### Work required
In the listing below, identify each line with the word "that" and return those lines.

### Supplied information
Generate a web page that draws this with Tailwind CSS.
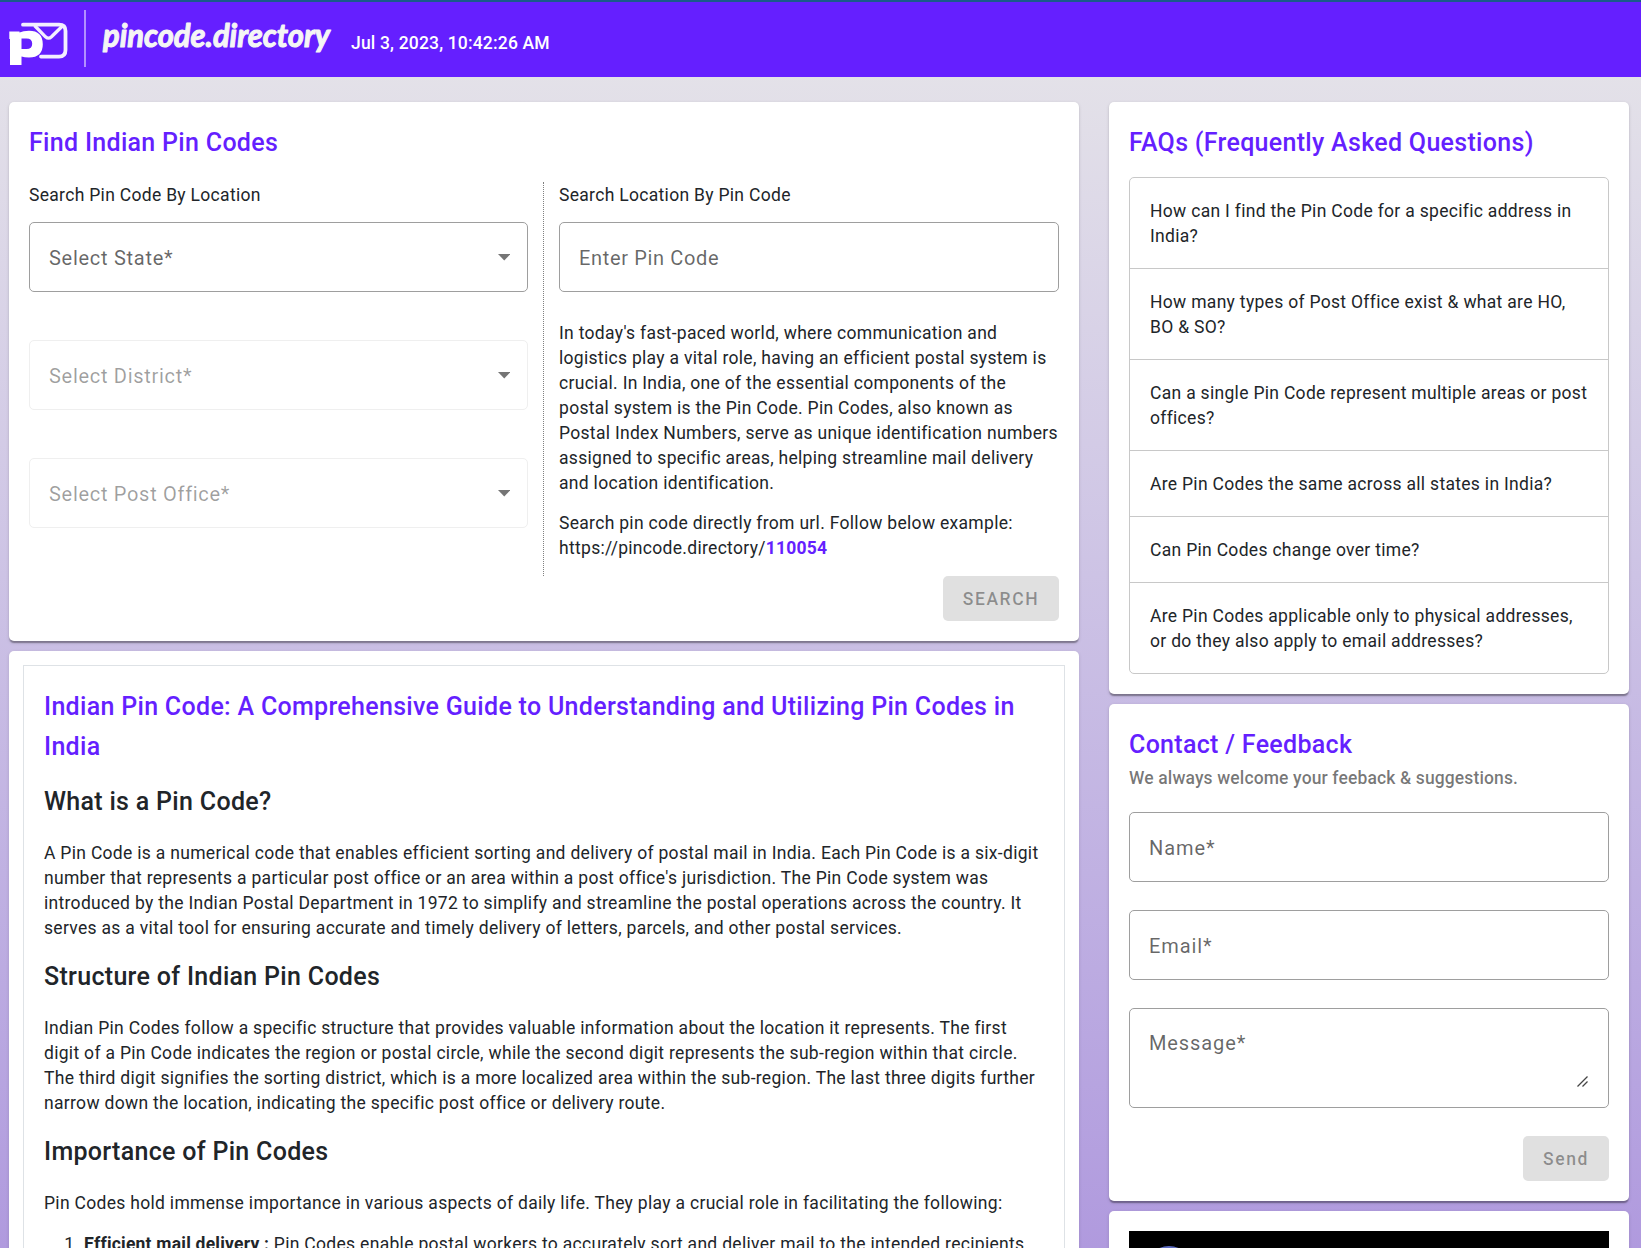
<!DOCTYPE html>
<html lang="en">
<head>
<meta charset="utf-8">
<title>pincode.directory</title>
<script src="https://cdn.jsdelivr.net/npm/@tailwindcss/browser@4"></script>
</head>
<body class="h-[1248px] overflow-hidden bg-linear-to-b from-[#e7e6e9] to-[#b09ade] font-['Roboto',sans-serif] text-[17.5px] leading-[25px] tracking-[0.305px] text-[#212529]">
<div class="h-[1248px] overflow-hidden">
<header class="flex h-[77px] items-start border-t-2 border-[#1a5a8a] bg-[#651fff] text-white">
  <svg class="mt-[18px] ml-[8px] h-[46px] w-[62px]" viewBox="8 20 62 46" fill="none">
    <path d="M23 24.7H59Q65.5 24.7 65.5 31V50Q65.5 56.6 59 56.6H41" stroke="#f3efff" stroke-width="3.8" stroke-linecap="round"/>
    <path d="M34.500 25.500L45.500 36.800Q48.500 39.500 51.500 36.800L62.500 26" stroke="#f3efff" stroke-width="3.3"/>
    <path fill="#fff" fill-rule="evenodd" d="M9.300 31.500H19.500V32.500Q23 30.700 29 30.700Q42.800 30.700 42.800 44.300Q42.800 57.500 29 57.500Q24.500 57.500 21.500 56.500V65H10V39H9.300ZM21.500 38.500V49H26.500Q32.200 49 32.200 43.800Q32.200 38.500 26.500 38.500Z"/>
  </svg>
  <div class="mt-2 ml-[14px] h-[57px] w-[2px] bg-white/50"></div>
  <svg class="ml-[10px] h-[70px] w-[246px] shrink-0 overflow-visible" viewBox="96 2 246 70">
    <text x="103" y="47.200" textLength="227" lengthAdjust="spacingAndGlyphs" class="fill-[#f5f5f5] font-['Lato',sans-serif] text-[33px] font-bold italic tracking-normal" stroke="#f5f5f5" stroke-width="1.100" stroke-linejoin="round">pincode.directory</text>
  </svg>
  <div class="mt-[29px] ml-[9px] text-[17.5px] font-medium tracking-[0.17px]">Jul 3, 2023, 10:42:26 AM</div>
</header>

<main class="flex items-start gap-[30px] pt-[25px] pl-[9px]">
  <div class="flex w-[1070px] flex-col gap-2.5">
    <section class="rounded-[5px] bg-white p-5 shadow-[0_2.5px_1.25px_-1.25px_rgba(0,0,0,0.2),0_1.25px_1.25px_rgba(0,0,0,0.14),0_1.25px_3.75px_rgba(0,0,0,0.12)]">
      <h1 class="h-10 text-[25px] leading-[42px] font-medium text-[#651fff]">Find Indian Pin Codes</h1>
      <div class="mt-5 flex h-[394px]">
        <div class="w-[499px]">
          <p class="mb-[15px] h-[25px] leading-[27px]">Search Pin Code By Location</p>
          <div class="flex flex-col gap-12 text-[20px]">
            <div class="flex h-[70px] items-center justify-between rounded-[5px] border border-[#9e9e9e] pr-[17px] pl-[19px] tracking-[0.72px] text-black/60"><span class="mt-[3px]">Select State*</span><svg class="h-[7px] w-[12.5px]" viewBox="0 0 12.500 7"><path fill="#757575" d="M0 0H12.500L6.250 6.500Z"/></svg></div>
            <div class="flex h-[70px] items-center justify-between rounded-[5px] border border-[#efefef] pr-[17px] pl-[19px] tracking-[0.7px] text-black/38"><span class="mt-[3px]">Select District*</span><svg class="h-[7px] w-[12.5px]" viewBox="0 0 12.500 7"><path fill="#757575" d="M0 0H12.500L6.250 6.500Z"/></svg></div>
            <div class="flex h-[70px] items-center justify-between rounded-[5px] border border-[#efefef] pr-[17px] pl-[19px] tracking-[0.7px] text-black/38"><span class="mt-[3px]">Select Post Office*</span><svg class="h-[7px] w-[12.5px]" viewBox="0 0 12.500 7"><path fill="#757575" d="M0 0H12.500L6.250 6.500Z"/></svg></div>
          </div>
        </div>
        <div class="ml-[15px] w-0 border-l border-dotted border-[#808080]"></div>
        <div class="ml-[15px] w-[500px]">
          <p class="mb-[15px] h-[25px] leading-[27px]">Search Location By Pin Code</p>
          <div class="flex h-[70px] items-center rounded-[5px] border border-[#9e9e9e] pl-[19px] text-[20px] tracking-[0.65px] text-black/60"><span class="mt-[3px]">Enter Pin Code</span></div>
          <p class="mt-[29px] whitespace-nowrap">In today's fast-paced world, where communication and<br>logistics play a vital role, having an efficient postal system is<br>crucial. In India, one of the essential components of the<br>postal system is the Pin Code. Pin Codes, also known as<br>Postal Index Numbers, serve as unique identification numbers<br>assigned to specific areas, helping streamline mail delivery<br>and location identification.</p>
          <p class="mt-[15px] whitespace-nowrap">Search pin code directly from url. Follow below example:<br>https://pincode.directory/<b class="font-bold tracking-[0.2px] text-[#651fff]">110054</b></p>
        </div>
      </div>
      <div class="flex justify-end"><button class="h-[45px] w-[116px] rounded-[5px] bg-[#e0e0e0] pt-[2px] text-[17.5px] font-medium tracking-[1.56px] text-black/38">SEARCH</button></div>
    </section>

    <section class="h-[700px] rounded-[5px] bg-white p-[14px] shadow-[0_1.25px_3.75px_rgba(0,0,0,0.12)]">
      <div class="h-[700px] border border-[#dee2e6] px-5 pt-[21px] whitespace-nowrap">
        <h1 class="text-[25px] leading-10 font-medium text-[#651fff]">Indian Pin Code: A Comprehensive Guide to Understanding and Utilizing Pin Codes in<br>India</h1>
        <h2 class="mt-[14px] mb-5 h-10 text-[25px] leading-[42px] font-medium">What is a Pin Code?</h2>
        <p>A Pin Code is a numerical code that enables efficient sorting and delivery of postal mail in India. Each Pin Code is a six-digit<br>number that represents a particular post office or an area within a post office's jurisdiction. The Pin Code system was<br>introduced by the Indian Postal Department in 1972 to simplify and streamline the postal operations across the country. It<br>serves as a vital tool for ensuring accurate and timely delivery of letters, parcels, and other postal services.</p>
        <h2 class="mt-[15px] mb-5 h-10 text-[25px] leading-[42px] font-medium">Structure of Indian Pin Codes</h2>
        <p>Indian Pin Codes follow a specific structure that provides valuable information about the location it represents. The first<br>digit of a Pin Code indicates the region or postal circle, while the second digit represents the sub-region within that circle.<br>The third digit signifies the sorting district, which is a more localized area within the sub-region. The last three digits further<br>narrow down the location, indicating the specific post office or delivery route.</p>
        <h2 class="mt-[15px] mb-5 h-10 text-[25px] leading-[42px] font-medium">Importance of Pin Codes</h2>
        <p>Pin Codes hold immense importance in various aspects of daily life. They play a crucial role in facilitating the following:</p>
        <ol class="mt-[16px] list-decimal pl-10">
          <li><b class="font-bold tracking-[0.22px]">Efficient mail delivery :</b> Pin Codes enable postal workers to accurately sort and deliver mail to the intended recipients</li>
        </ol>
      </div>
    </section>
  </div>

  <div class="flex w-[520px] flex-col gap-2.5">
    <section class="rounded-[5px] bg-white p-5 shadow-[0_2.5px_1.25px_-1.25px_rgba(0,0,0,0.2),0_1.25px_1.25px_rgba(0,0,0,0.14),0_1.25px_3.75px_rgba(0,0,0,0.12)]">
      <h1 class="mb-[15px] h-10 text-[25px] leading-[42px] font-medium text-[#651fff]">FAQs (Frequently Asked Questions)</h1>
      <ul class="divide-y divide-[#c8c8c8] rounded-[5px] border border-[#c8c8c8] whitespace-nowrap">
        <li class="px-5 pt-[21px] pb-[19px]">How can I find the Pin Code for a specific address in<br>India?</li>
        <li class="px-5 pt-[21px] pb-[19px]">How many types of Post Office exist &amp; what are HO,<br>BO &amp; SO?</li>
        <li class="px-5 pt-[21px] pb-[19px]">Can a single Pin Code represent multiple areas or post<br>offices?</li>
        <li class="px-5 pt-[21px] pb-[19px]">Are Pin Codes the same across all states in India?</li>
        <li class="px-5 pt-[21px] pb-[19px]">Can Pin Codes change over time?</li>
        <li class="px-5 pt-[21px] pb-[19px]">Are Pin Codes applicable only to physical addresses,<br>or do they also apply to email addresses?</li>
      </ul>
    </section>

    <section class="rounded-[5px] bg-white p-5 shadow-[0_2.5px_1.25px_-1.25px_rgba(0,0,0,0.2),0_1.25px_1.25px_rgba(0,0,0,0.14),0_1.25px_3.75px_rgba(0,0,0,0.12)]">
      <h1 class="h-10 text-[25px] leading-[42px] font-medium text-[#651fff]">Contact / Feedback</h1>
      <p class="h-7 leading-[28.5px] font-medium tracking-[0.125px] text-black/54">We always welcome your feeback &amp; suggestions.</p>
      <div class="mt-5 flex flex-col gap-7 text-[20px] tracking-[0.9px] text-black/60">
        <div class="flex h-[70px] items-center rounded-[5px] border border-[#9e9e9e] pl-[19px]"><span class="mt-[2px]">Name*</span></div>
        <div class="flex h-[70px] items-center rounded-[5px] border border-[#9e9e9e] pl-[19px]"><span class="mt-[2px]">Email*</span></div>
        <div class="flex h-[100px] items-start justify-between rounded-[5px] border border-[#9e9e9e] pt-[22px] pr-5 pl-[19px]"><span>Message*</span>
          <svg class="mt-[45px] h-[11px] w-[11px]" viewBox="0 0 11 11" stroke="#444" stroke-width="1.300"><path d="M.5 10.500L10.500 .5M5.500 10.500L10.500 5.500"/></svg></div>
      </div>
      <div class="mt-7 flex justify-end"><button class="h-[45px] w-[86px] rounded-[5px] bg-[#e0e0e0] pt-[1px] text-[17.5px] font-medium tracking-[1.56px] text-black/38">Send</button></div>
    </section>

    <section class="rounded-[5px] bg-white p-5 shadow-[0_1.25px_3.75px_rgba(0,0,0,0.12)]">
      <div class="h-[270px] bg-black pt-[15px] pl-[15px]"><div class="size-[50px] rounded-full bg-[#5c6bc0]"></div></div>
    </section>
  </div>
</main>
</div>
</body>
</html>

### Result of this task
Generate a web page that draws this with Tailwind CSS.
        <p>A Pin Code is a numerical code that enables efficient sorting and delivery of postal mail in India. Each Pin Code is a six-digit<br>number that represents a particular post office or an area within a post office's jurisdiction. The Pin Code system was<br>introduced by the Indian Postal Department in 1972 to simplify and streamline the postal operations across the country. It<br>serves as a vital tool for ensuring accurate and timely delivery of letters, parcels, and other postal services.</p>
        <p>Indian Pin Codes follow a specific structure that provides valuable information about the location it represents. The first<br>digit of a Pin Code indicates the region or postal circle, while the second digit represents the sub-region within that circle.<br>The third digit signifies the sorting district, which is a more localized area within the sub-region. The last three digits further<br>narrow down the location, indicating the specific post office or delivery route.</p>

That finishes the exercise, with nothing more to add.